Repeat the material below word for word and leave out all pictures.

┄┄┄┄┄┄

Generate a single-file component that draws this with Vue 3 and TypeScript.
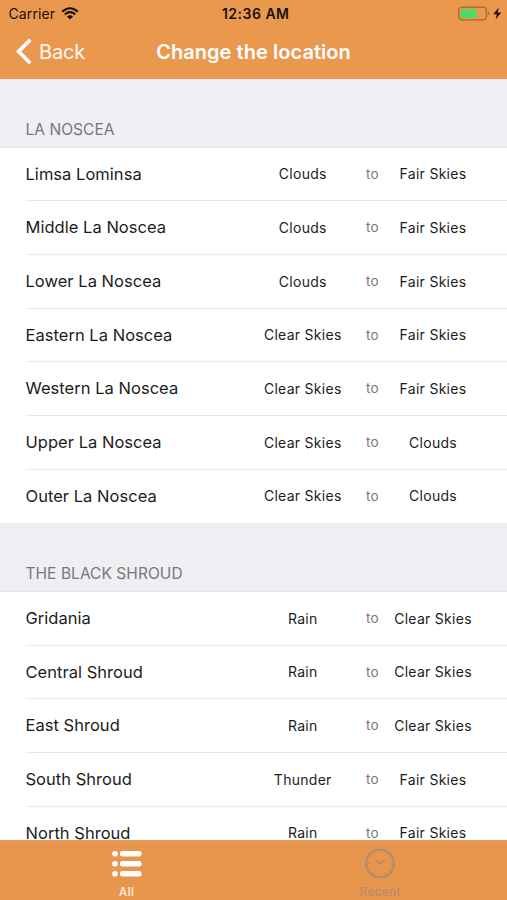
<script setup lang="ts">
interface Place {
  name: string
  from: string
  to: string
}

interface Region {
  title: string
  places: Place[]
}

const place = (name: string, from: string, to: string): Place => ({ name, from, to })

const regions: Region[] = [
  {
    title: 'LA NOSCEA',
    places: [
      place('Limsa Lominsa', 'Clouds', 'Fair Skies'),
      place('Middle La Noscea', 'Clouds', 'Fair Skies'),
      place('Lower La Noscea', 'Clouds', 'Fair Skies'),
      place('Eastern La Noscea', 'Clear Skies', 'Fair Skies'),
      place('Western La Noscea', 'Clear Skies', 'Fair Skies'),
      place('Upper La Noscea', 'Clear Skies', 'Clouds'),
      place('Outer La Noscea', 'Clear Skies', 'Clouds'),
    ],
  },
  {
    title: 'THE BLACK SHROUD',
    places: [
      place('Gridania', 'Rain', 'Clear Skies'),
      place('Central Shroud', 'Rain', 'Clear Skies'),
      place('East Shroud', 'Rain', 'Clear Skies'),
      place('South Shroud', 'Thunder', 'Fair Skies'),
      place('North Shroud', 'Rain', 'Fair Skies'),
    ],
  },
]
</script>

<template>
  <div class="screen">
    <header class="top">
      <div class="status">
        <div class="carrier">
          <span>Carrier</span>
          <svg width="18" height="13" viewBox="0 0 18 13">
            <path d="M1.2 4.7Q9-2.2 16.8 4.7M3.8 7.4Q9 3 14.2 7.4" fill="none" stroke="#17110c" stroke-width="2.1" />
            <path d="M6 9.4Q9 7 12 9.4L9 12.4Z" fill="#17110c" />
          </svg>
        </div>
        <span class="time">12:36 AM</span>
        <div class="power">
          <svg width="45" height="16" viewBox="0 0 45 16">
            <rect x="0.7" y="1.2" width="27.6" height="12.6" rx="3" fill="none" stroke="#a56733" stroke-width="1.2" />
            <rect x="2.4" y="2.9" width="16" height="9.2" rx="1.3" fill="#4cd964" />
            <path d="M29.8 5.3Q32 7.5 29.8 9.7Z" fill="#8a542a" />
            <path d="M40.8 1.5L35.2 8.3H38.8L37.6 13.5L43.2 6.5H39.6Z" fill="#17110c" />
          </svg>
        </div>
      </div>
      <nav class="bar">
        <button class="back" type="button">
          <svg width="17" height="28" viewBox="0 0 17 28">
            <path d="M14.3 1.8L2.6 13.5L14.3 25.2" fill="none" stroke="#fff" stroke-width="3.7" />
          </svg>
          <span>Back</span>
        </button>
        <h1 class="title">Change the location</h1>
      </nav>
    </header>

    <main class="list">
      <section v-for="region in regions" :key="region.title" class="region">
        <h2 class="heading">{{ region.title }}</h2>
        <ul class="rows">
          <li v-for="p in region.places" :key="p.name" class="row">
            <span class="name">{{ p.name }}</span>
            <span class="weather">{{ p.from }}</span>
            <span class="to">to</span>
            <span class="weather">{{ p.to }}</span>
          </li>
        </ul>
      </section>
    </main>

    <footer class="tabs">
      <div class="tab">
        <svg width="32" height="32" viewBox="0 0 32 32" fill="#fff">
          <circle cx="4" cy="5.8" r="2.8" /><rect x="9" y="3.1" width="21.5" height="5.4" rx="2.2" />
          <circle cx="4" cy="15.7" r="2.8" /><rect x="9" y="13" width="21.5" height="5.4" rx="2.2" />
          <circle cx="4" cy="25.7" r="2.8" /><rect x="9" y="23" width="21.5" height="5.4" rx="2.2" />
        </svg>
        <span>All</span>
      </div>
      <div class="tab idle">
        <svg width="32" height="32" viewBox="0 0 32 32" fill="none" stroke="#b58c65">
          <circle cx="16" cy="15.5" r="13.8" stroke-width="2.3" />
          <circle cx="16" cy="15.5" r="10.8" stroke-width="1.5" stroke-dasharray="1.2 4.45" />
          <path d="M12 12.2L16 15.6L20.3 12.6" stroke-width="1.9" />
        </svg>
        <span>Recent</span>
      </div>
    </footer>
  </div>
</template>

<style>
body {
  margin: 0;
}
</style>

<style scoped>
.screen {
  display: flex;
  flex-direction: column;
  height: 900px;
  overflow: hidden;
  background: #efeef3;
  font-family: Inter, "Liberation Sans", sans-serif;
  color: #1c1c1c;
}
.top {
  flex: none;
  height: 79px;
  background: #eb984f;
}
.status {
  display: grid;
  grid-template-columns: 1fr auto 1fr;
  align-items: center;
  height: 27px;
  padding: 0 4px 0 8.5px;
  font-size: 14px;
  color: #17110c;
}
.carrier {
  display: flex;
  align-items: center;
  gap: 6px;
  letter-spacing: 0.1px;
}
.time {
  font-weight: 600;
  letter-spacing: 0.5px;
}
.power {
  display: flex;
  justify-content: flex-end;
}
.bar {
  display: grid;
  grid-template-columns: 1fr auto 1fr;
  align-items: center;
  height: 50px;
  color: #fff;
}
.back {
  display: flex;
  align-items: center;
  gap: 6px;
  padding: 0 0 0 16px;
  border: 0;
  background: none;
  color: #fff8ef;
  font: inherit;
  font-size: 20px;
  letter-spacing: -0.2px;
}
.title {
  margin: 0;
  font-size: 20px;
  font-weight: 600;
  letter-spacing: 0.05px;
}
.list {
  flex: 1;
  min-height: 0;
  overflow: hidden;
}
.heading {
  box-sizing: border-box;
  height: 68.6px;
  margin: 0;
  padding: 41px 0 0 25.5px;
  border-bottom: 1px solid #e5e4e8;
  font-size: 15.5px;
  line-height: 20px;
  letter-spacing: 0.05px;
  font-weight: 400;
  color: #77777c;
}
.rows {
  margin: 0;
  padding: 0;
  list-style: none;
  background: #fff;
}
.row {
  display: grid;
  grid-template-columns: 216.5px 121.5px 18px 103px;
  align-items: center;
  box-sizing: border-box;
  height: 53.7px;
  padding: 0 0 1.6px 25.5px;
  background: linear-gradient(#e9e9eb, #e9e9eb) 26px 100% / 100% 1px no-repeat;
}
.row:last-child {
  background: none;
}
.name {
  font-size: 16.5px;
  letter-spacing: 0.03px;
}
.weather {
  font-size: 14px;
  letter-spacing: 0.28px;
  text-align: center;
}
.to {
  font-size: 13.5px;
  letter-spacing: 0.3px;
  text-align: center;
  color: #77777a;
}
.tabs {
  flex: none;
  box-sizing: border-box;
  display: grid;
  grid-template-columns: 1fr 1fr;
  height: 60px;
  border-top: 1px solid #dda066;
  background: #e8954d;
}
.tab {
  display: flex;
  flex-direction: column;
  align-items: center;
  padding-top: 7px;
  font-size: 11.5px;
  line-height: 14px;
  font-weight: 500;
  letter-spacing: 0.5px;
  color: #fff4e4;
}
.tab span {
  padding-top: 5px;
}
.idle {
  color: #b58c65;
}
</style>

┄┄┄┄┄┄

TASK ANSWER:
Generate a single-file component that draws this with Vue 3 and TypeScript.
<script setup lang="ts">
interface Place {
  name: string
  from: string
  to: string
}

interface Region {
  title: string
  places: Place[]
}

const place = (name: string, from: string, to: string): Place => ({ name, from, to })

const regions: Region[] = [
  {
    title: 'LA NOSCEA',
    places: [
      place('Limsa Lominsa', 'Clouds', 'Fair Skies'),
      place('Middle La Noscea', 'Clouds', 'Fair Skies'),
      place('Lower La Noscea', 'Clouds', 'Fair Skies'),
      place('Eastern La Noscea', 'Clear Skies', 'Fair Skies'),
      place('Western La Noscea', 'Clear Skies', 'Fair Skies'),
      place('Upper La Noscea', 'Clear Skies', 'Clouds'),
      place('Outer La Noscea', 'Clear Skies', 'Clouds'),
    ],
  },
  {
    title: 'THE BLACK SHROUD',
    places: [
      place('Gridania', 'Rain', 'Clear Skies'),
      place('Central Shroud', 'Rain', 'Clear Skies'),
      place('East Shroud', 'Rain', 'Clear Skies'),
      place('South Shroud', 'Thunder', 'Fair Skies'),
      place('North Shroud', 'Rain', 'Fair Skies'),
    ],
  },
]
</script>

<template>
  <div class="screen">
    <header class="top">
      <div class="status">
        <div class="carrier">
          <span>Carrier</span>
          <svg width="18" height="13" viewBox="0 0 18 13">
            <path d="M1.2 4.7Q9-2.2 16.8 4.7M3.8 7.4Q9 3 14.2 7.4" fill="none" stroke="#17110c" stroke-width="2.1" />
            <path d="M6 9.4Q9 7 12 9.4L9 12.4Z" fill="#17110c" />
          </svg>
        </div>
        <span class="time">12:36 AM</span>
        <div class="power">
          <svg width="45" height="16" viewBox="0 0 45 16">
            <rect x="0.7" y="1.2" width="27.6" height="12.6" rx="3" fill="none" stroke="#a56733" stroke-width="1.2" />
            <rect x="2.4" y="2.9" width="16" height="9.2" rx="1.3" fill="#4cd964" />
            <path d="M29.8 5.3Q32 7.5 29.8 9.7Z" fill="#8a542a" />
            <path d="M40.8 1.5L35.2 8.3H38.8L37.6 13.5L43.2 6.5H39.6Z" fill="#17110c" />
          </svg>
        </div>
      </div>
      <nav class="bar">
        <button class="back" type="button">
          <svg width="17" height="28" viewBox="0 0 17 28">
            <path d="M14.3 1.8L2.6 13.5L14.3 25.2" fill="none" stroke="#fff" stroke-width="3.7" />
          </svg>
          <span>Back</span>
        </button>
        <h1 class="title">Change the location</h1>
      </nav>
    </header>

    <main class="list">
      <section v-for="region in regions" :key="region.title" class="region">
        <h2 class="heading">{{ region.title }}</h2>
        <ul class="rows">
          <li v-for="p in region.places" :key="p.name" class="row">
            <span class="name">{{ p.name }}</span>
            <span class="weather">{{ p.from }}</span>
            <span class="to">to</span>
            <span class="weather">{{ p.to }}</span>
          </li>
        </ul>
      </section>
    </main>

    <footer class="tabs">
      <div class="tab">
        <svg width="32" height="32" viewBox="0 0 32 32" fill="#fff">
          <circle cx="4" cy="5.8" r="2.8" /><rect x="9" y="3.1" width="21.5" height="5.4" rx="2.2" />
          <circle cx="4" cy="15.7" r="2.8" /><rect x="9" y="13" width="21.5" height="5.4" rx="2.2" />
          <circle cx="4" cy="25.7" r="2.8" /><rect x="9" y="23" width="21.5" height="5.4" rx="2.2" />
        </svg>
        <span>All</span>
      </div>
      <div class="tab idle">
        <svg width="32" height="32" viewBox="0 0 32 32" fill="none" stroke="#b58c65">
          <circle cx="16" cy="15.5" r="13.8" stroke-width="2.3" />
          <circle cx="16" cy="15.5" r="10.8" stroke-width="1.5" stroke-dasharray="1.2 4.45" />
          <path d="M12 12.2L16 15.6L20.3 12.6" stroke-width="1.9" />
        </svg>
        <span>Recent</span>
      </div>
    </footer>
  </div>
</template>

<style>
body {
  margin: 0;
}
</style>

<style scoped>
.screen {
  display: flex;
  flex-direction: column;
  height: 900px;
  overflow: hidden;
  background: #efeef3;
  font-family: Inter, "Liberation Sans", sans-serif;
  color: #1c1c1c;
}
.top {
  flex: none;
  height: 79px;
  background: #eb984f;
}
.status {
  display: grid;
  grid-template-columns: 1fr auto 1fr;
  align-items: center;
  height: 27px;
  padding: 0 4px 0 8.5px;
  font-size: 14px;
  color: #17110c;
}
.carrier {
  display: flex;
  align-items: center;
  gap: 6px;
  letter-spacing: 0.1px;
}
.time {
  font-weight: 600;
  letter-spacing: 0.5px;
}
.power {
  display: flex;
  justify-content: flex-end;
}
.bar {
  display: grid;
  grid-template-columns: 1fr auto 1fr;
  align-items: center;
  height: 50px;
  color: #fff;
}
.back {
  display: flex;
  align-items: center;
  gap: 6px;
  padding: 0 0 0 16px;
  border: 0;
  background: none;
  color: #fff8ef;
  font: inherit;
  font-size: 20px;
  letter-spacing: -0.2px;
}
.title {
  margin: 0;
  font-size: 20px;
  font-weight: 600;
  letter-spacing: 0.05px;
}
.list {
  flex: 1;
  min-height: 0;
  overflow: hidden;
}
.heading {
  box-sizing: border-box;
  height: 68.6px;
  margin: 0;
  padding: 41px 0 0 25.5px;
  border-bottom: 1px solid #e5e4e8;
  font-size: 15.5px;
  line-height: 20px;
  letter-spacing: 0.05px;
  font-weight: 400;
  color: #77777c;
}
.rows {
  margin: 0;
  padding: 0;
  list-style: none;
  background: #fff;
}
.row {
  display: grid;
  grid-template-columns: 216.5px 121.5px 18px 103px;
  align-items: center;
  box-sizing: border-box;
  height: 53.7px;
  padding: 0 0 1.6px 25.5px;
  background: linear-gradient(#e9e9eb, #e9e9eb) 26px 100% / 100% 1px no-repeat;
}
.row:last-child {
  background: none;
}
.name {
  font-size: 16.5px;
  letter-spacing: 0.03px;
}
.weather {
  font-size: 14px;
  letter-spacing: 0.28px;
  text-align: center;
}
.to {
  font-size: 13.5px;
  letter-spacing: 0.3px;
  text-align: center;
  color: #77777a;
}
.tabs {
  flex: none;
  box-sizing: border-box;
  display: grid;
  grid-template-columns: 1fr 1fr;
  height: 60px;
  border-top: 1px solid #dda066;
  background: #e8954d;
}
.tab {
  display: flex;
  flex-direction: column;
  align-items: center;
  padding-top: 7px;
  font-size: 11.5px;
  line-height: 14px;
  font-weight: 500;
  letter-spacing: 0.5px;
  color: #fff4e4;
}
.tab span {
  padding-top: 5px;
}
.idle {
  color: #b58c65;
}
</style>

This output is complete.